I braised these in a skillet with a little tarragon vinegar. Get them steaming, then cover with a pot lid till they’re completely wilted and ready to melt in your mouth. Cover with fried eggs.

We’ve also got purple Mizuna, arugula and red choi going gangbusters. Looks like the deer have been nibbling on the collards, but the Russian kale appears to have survived unscathed so far. Cooked or in a salad, they add so much zest to our meals.

This is one of my favorite seasons. Why? Because we get to eat bushels of our own greens….

Congratulations to everyone who took part in the talent show sponsored by the Latin club at Cambridge Central School. Winners were Cameron Gorman for solo vocal performance, sisters Zoe and Delaney Smith for best musical performance, and the Hubbard Hall Irish Dancers.

Tomorrow night, Monday, is sign-up night for Cub Scouts in Cambridge. All boys in grades 1-5 are eligible. Report to the First Baptist Church from 6:30 to &:30 p.m. There will be a snack.

Saturday October 19 the Cambridge Valley Flying Club will sponsor a “fly in day” at Chapin Field. Many different types of aircraft participate: biplanes, antique “war birds,” ultra-lights and experimental aircraft. There will be food for sale in the hanger and admission is free starting at 9 a.m.

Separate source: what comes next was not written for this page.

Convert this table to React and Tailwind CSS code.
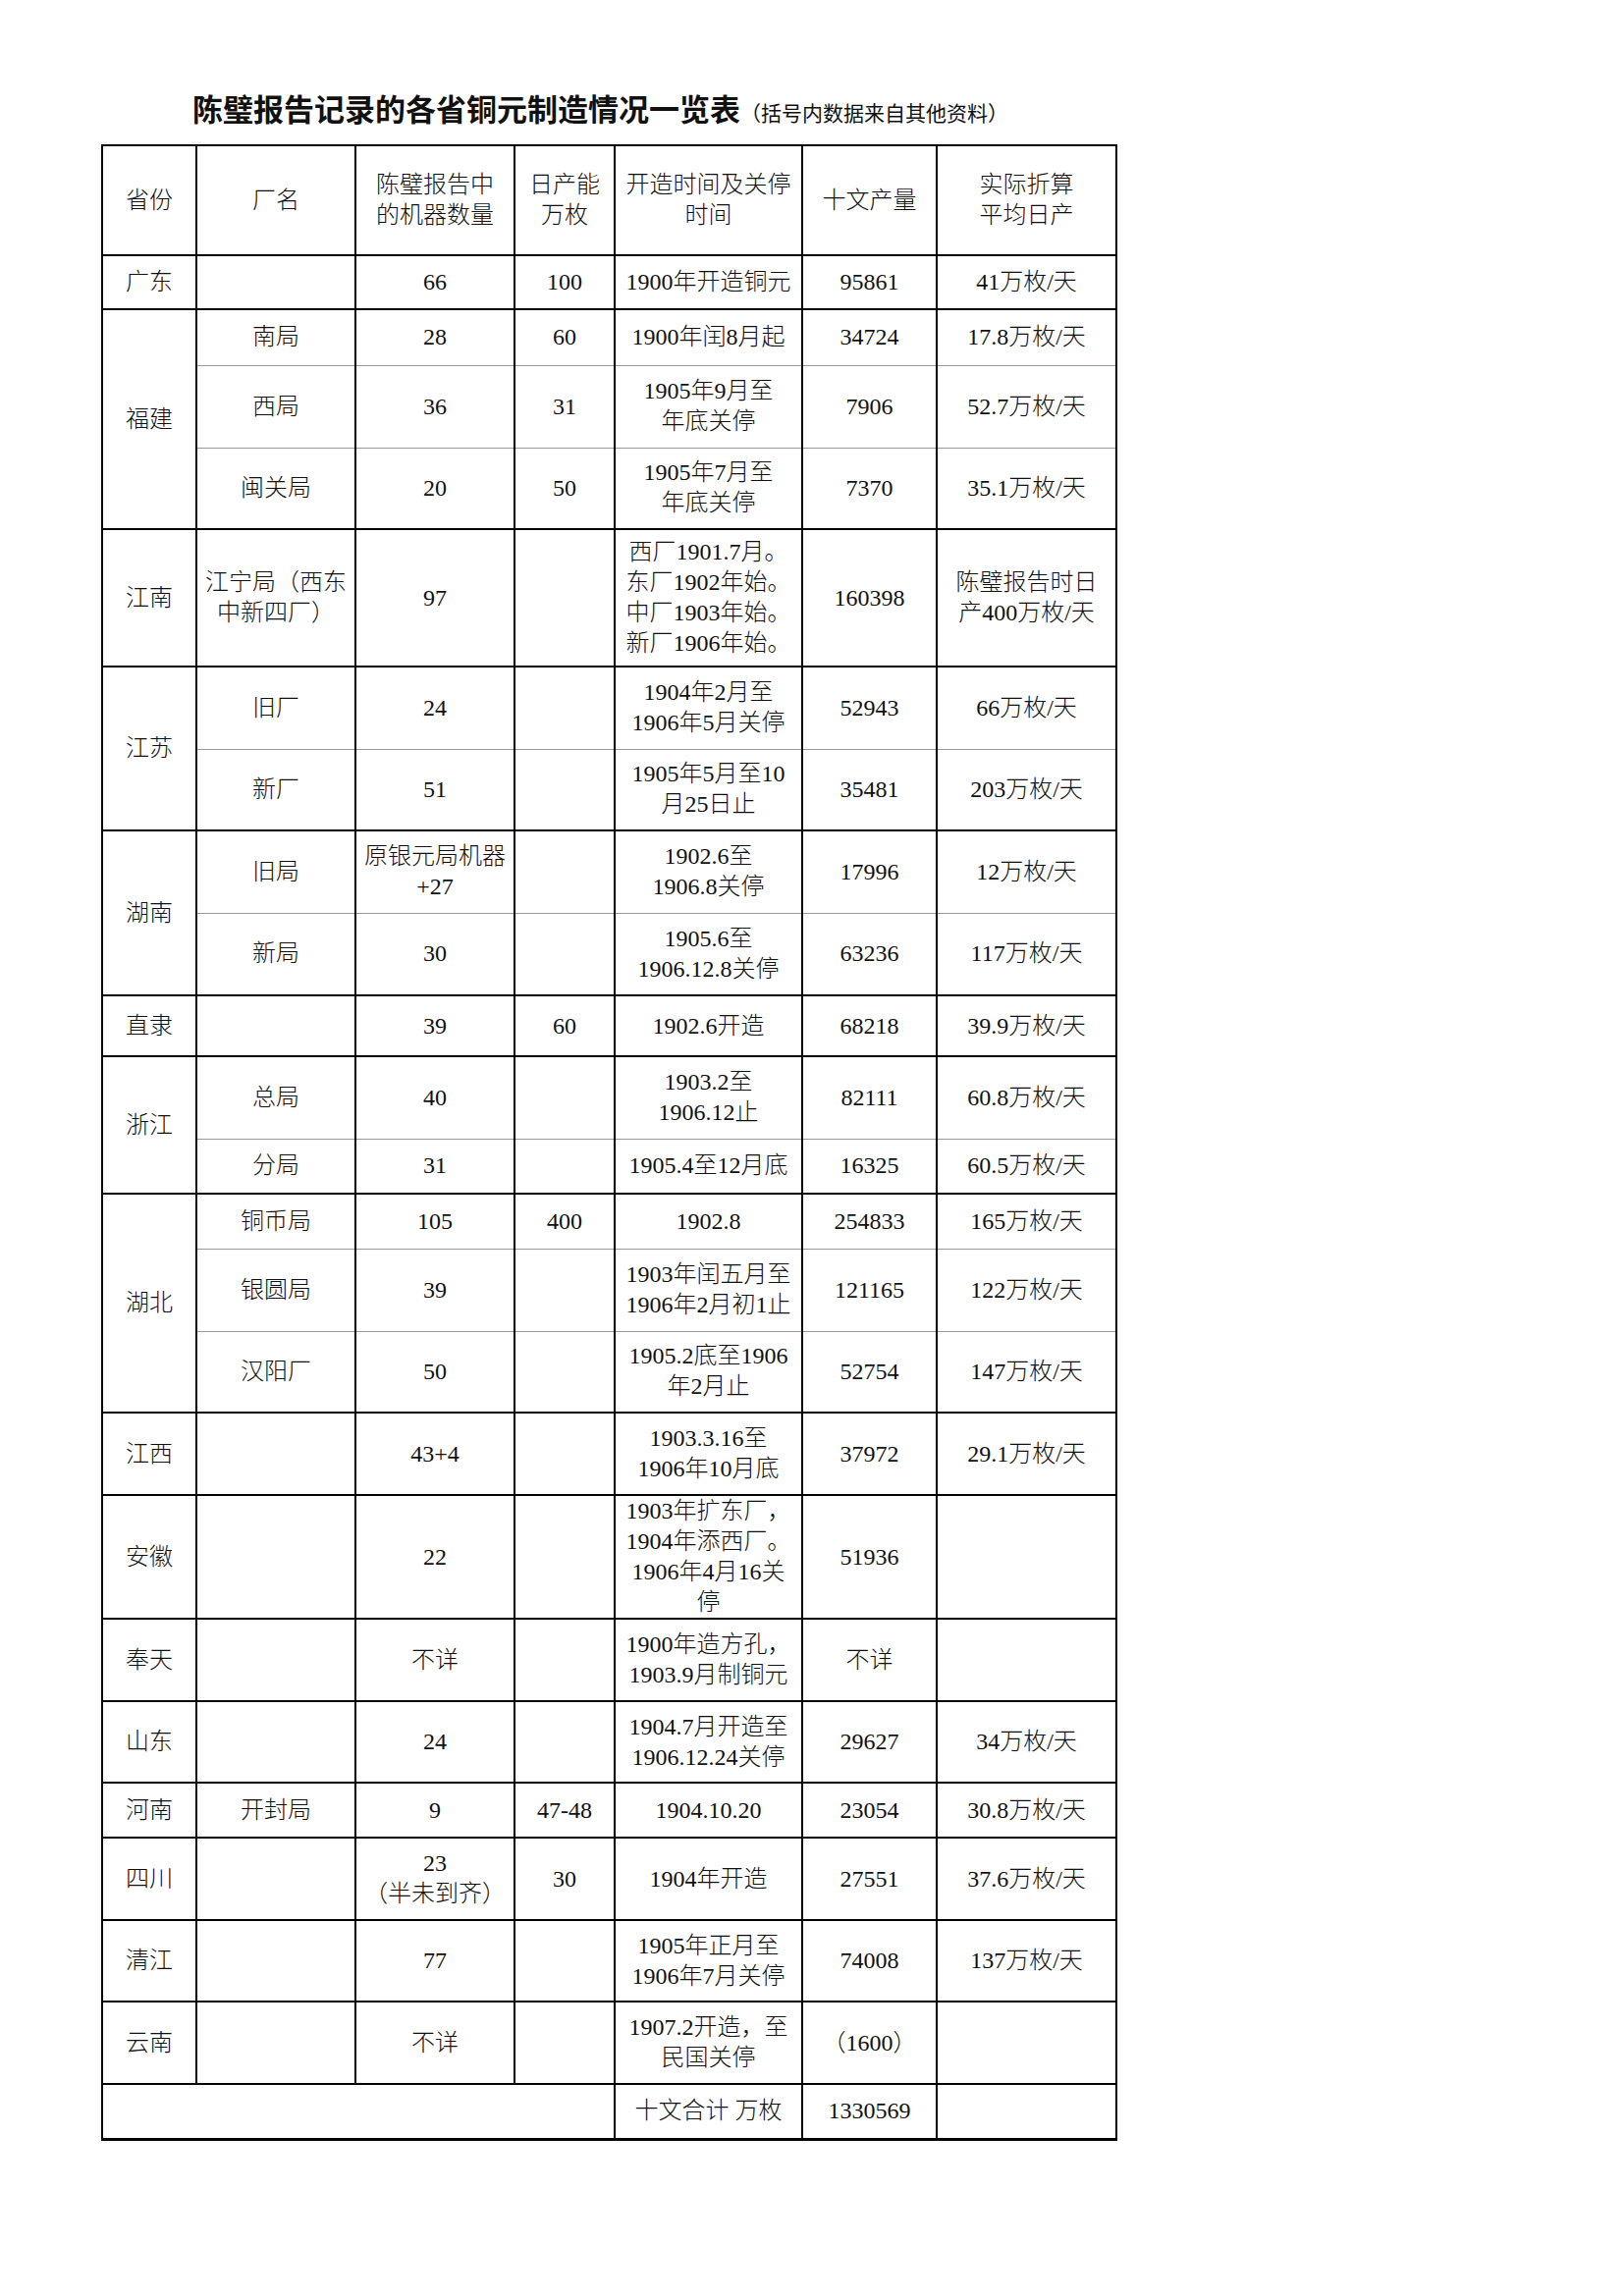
import React from "react";

const font = {
  fontFamily: '"Liberation Serif", "Noto Sans CJK SC", serif',
};

const header = ["省份", "厂名", "陈璧报告中\n的机器数量", "日产能\n万枚", "开造时间及关停\n时间", "十文产量", "实际折算\n平均日产"];

// each group: province, rows of [厂名, 机器, 日产能, 开造时间, 十文产量, 日产], row height
const groups = [
  { prov: "广东", rows: [{ h: 55, c: ["", "66", "100", "1900年开造铜元", "95861", "41万枚/天"] }] },
  {
    prov: "福建",
    rows: [
      { h: 57, c: ["南局", "28", "60", "1900年闰8月起", "34724", "17.8万枚/天"] },
      { h: 84, c: ["西局", "36", "31", "1905年9月至\n年底关停", "7906", "52.7万枚/天"] },
      { h: 83, c: ["闽关局", "20", "50", "1905年7月至\n年底关停", "7370", "35.1万枚/天"] },
    ],
  },
  {
    prov: "江南",
    rows: [
      {
        h: 140,
        c: [
          "江宁局（西东\n中新四厂）",
          "97",
          "",
          "西厂1901.7月。\n东厂1902年始。\n中厂1903年始。\n新厂1906年始。",
          "160398",
          "陈璧报告时日\n产400万枚/天",
        ],
      },
    ],
  },
  {
    prov: "江苏",
    rows: [
      { h: 84, c: ["旧厂", "24", "", "1904年2月至\n1906年5月关停", "52943", "66万枚/天"] },
      { h: 83, c: ["新厂", "51", "", "1905年5月至10\n月25日止", "35481", "203万枚/天"] },
    ],
  },
  {
    prov: "湖南",
    rows: [
      { h: 84, c: ["旧局", "原银元局机器\n+27", "", "1902.6至\n1906.8关停", "17996", "12万枚/天"] },
      { h: 84, c: ["新局", "30", "", "1905.6至\n1906.12.8关停", "63236", "117万枚/天"] },
    ],
  },
  { prov: "直隶", rows: [{ h: 62, c: ["", "39", "60", "1902.6开造", "68218", "39.9万枚/天"] }] },
  {
    prov: "浙江",
    rows: [
      { h: 84, c: ["总局", "40", "", "1903.2至\n1906.12止", "82111", "60.8万枚/天"] },
      { h: 56, c: ["分局", "31", "", "1905.4至12月底", "16325", "60.5万枚/天"] },
    ],
  },
  {
    prov: "湖北",
    rows: [
      { h: 56, c: ["铜币局", "105", "400", "1902.8", "254833", "165万枚/天"] },
      { h: 84, c: ["银圆局", "39", "", "1903年闰五月至\n1906年2月初1止", "121165", "122万枚/天"] },
      { h: 83, c: ["汉阳厂", "50", "", "1905.2底至1906\n年2月止", "52754", "147万枚/天"] },
    ],
  },
  { prov: "江西", rows: [{ h: 84, c: ["", "43+4", "", "1903.3.16至\n1906年10月底", "37972", "29.1万枚/天"] }] },
  {
    prov: "安徽",
    rows: [{ h: 126, c: ["", "22", "", "1903年扩东厂，\n1904年添西厂。\n1906年4月16关\n停", "51936", ""] }],
  },
  { prov: "奉天", rows: [{ h: 84, c: ["", "不详", "", "1900年造方孔，\n1903.9月制铜元", "不详", ""] }] },
  { prov: "山东", rows: [{ h: 83, c: ["", "24", "", "1904.7月开造至\n1906.12.24关停", "29627", "34万枚/天"] }] },
  { prov: "河南", rows: [{ h: 56, c: ["开封局", "9", "47-48", "1904.10.20", "23054", "30.8万枚/天"] }] },
  { prov: "四川", rows: [{ h: 84, c: ["", "23\n（半未到齐）", "30", "1904年开造", "27551", "37.6万枚/天"] }] },
  { prov: "清江", rows: [{ h: 83, c: ["", "77", "", "1905年正月至\n1906年7月关停", "74008", "137万枚/天"] }] },
  { prov: "云南", rows: [{ h: 84, c: ["", "不详", "", "1907.2开造，至\n民国关停", "（1600）", ""] }] },
];

function Lines({ text }) {
  return text.split("\n").map((l, i) => (
    <div key={i} className="whitespace-nowrap">
      {l}
    </div>
  ));
}

export default function App() {
  return (
    <div className="w-[1654px] h-[2339px] bg-white text-[#111]" style={font}>
      <div className="pt-[93px] pl-[196px] flex items-baseline h-[147px]">
        <span className="text-[31px] leading-[40px] font-bold">陈璧报告记录的各省铜元制造情况一览表</span>
        <span className="text-[21px] leading-[40px]">（括号内数据来自其他资料）</span>
      </div>
      <div className="pl-[103px]">
        <table className="table-fixed border-collapse border-2 border-b-[3px] border-black text-[24px] leading-[31px] font-light">
          <colgroup>
            <col className="w-[96px]" />
            <col className="w-[162px]" />
            <col className="w-[162px]" />
            <col className="w-[102px]" />
            <col className="w-[191px]" />
            <col className="w-[137px]" />
            <col className="w-[183px]" />
          </colgroup>
          <tbody>
            <tr>
              {header.map((h, i) => (
                <td key={i} className="h-[112px] p-0 text-center align-middle border-x-2 border-black">
                  <Lines text={h} />
                </td>
              ))}
            </tr>
            {groups.map((g) =>
              g.rows.map((r, ri) => (
                <tr key={g.prov + ri}>
                  {ri === 0 && (
                    <td
                      rowSpan={g.rows.length}
                      className="p-0 text-center align-middle border-x-2 border-t-2 border-black"
                    >
                      {g.prov}
                    </td>
                  )}
                  {r.c.map((c, ci) => (
                    <td
                      key={ci}
                      style={{ height: r.h }}
                      className={
                        ri === 0
                          ? "p-0 text-center align-middle border-x-2 border-x-black border-t-2 border-t-black"
                          : "p-0 text-center align-middle border-x-2 border-x-black border-t border-t-[#9a9a9a]"
                      }
                    >
                      <Lines text={c} />
                    </td>
                  ))}
                </tr>
              ))
            )}
            <tr>
              <td colSpan={4} className="h-[56px] p-0 border-x-2 border-t-2 border-black"></td>
              <td className="p-0 text-center align-middle border-x-2 border-t-2 border-black">十文合计 万枚</td>
              <td className="p-0 text-center align-middle border-x-2 border-t-2 border-black">1330569</td>
              <td className="p-0 border-x-2 border-t-2 border-black"></td>
            </tr>
          </tbody>
        </table>
      </div>
    </div>
  );
}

The annual haunting of the Salem Courthouse Community Center takes place right on schedule this year over the next three weekends. The “Fear This” production crew under the direction of Rik Sassa has been making preparations for months. Tours will be given between 7:00 and 9:30 p.m. Please do not feed the werewolves.

Shushan United Presbyterian Church will be holding its annual pork loin supper October 19 starting at 5 p.m. Sit-downs and take-outs are available. Contact Carol Rich or Betty Tucker for more information.

The Greenwich Trailblazers and the Sno-Kats Snowmobile clubs have announced they are merging. They will be holding a barbecue dinner October 12, with music from Happy Days Again DJ, at the Middle Falls Fire Department.

Sadness: the area has lost one of its great bowlers. Ralph Perkins has passed away. Ralph was the only bowler ever to post a perfect score of 300 at Roe’s Bowl, PJ Lanes or Hender’s. He bowled his 300 during suburban league play on a Thursday night sometime in 1976 or 1977. He will certainly be missed.

It’s not too late to take in the fifth annual Southern Adirondack Fiber Festival. On hand are some 120 vendors with demonstrations in sheep herding, wool spinning and shearing. It’s all taking place at the Washington County Fairgrounds. Too bad the weather forecast calls for rain.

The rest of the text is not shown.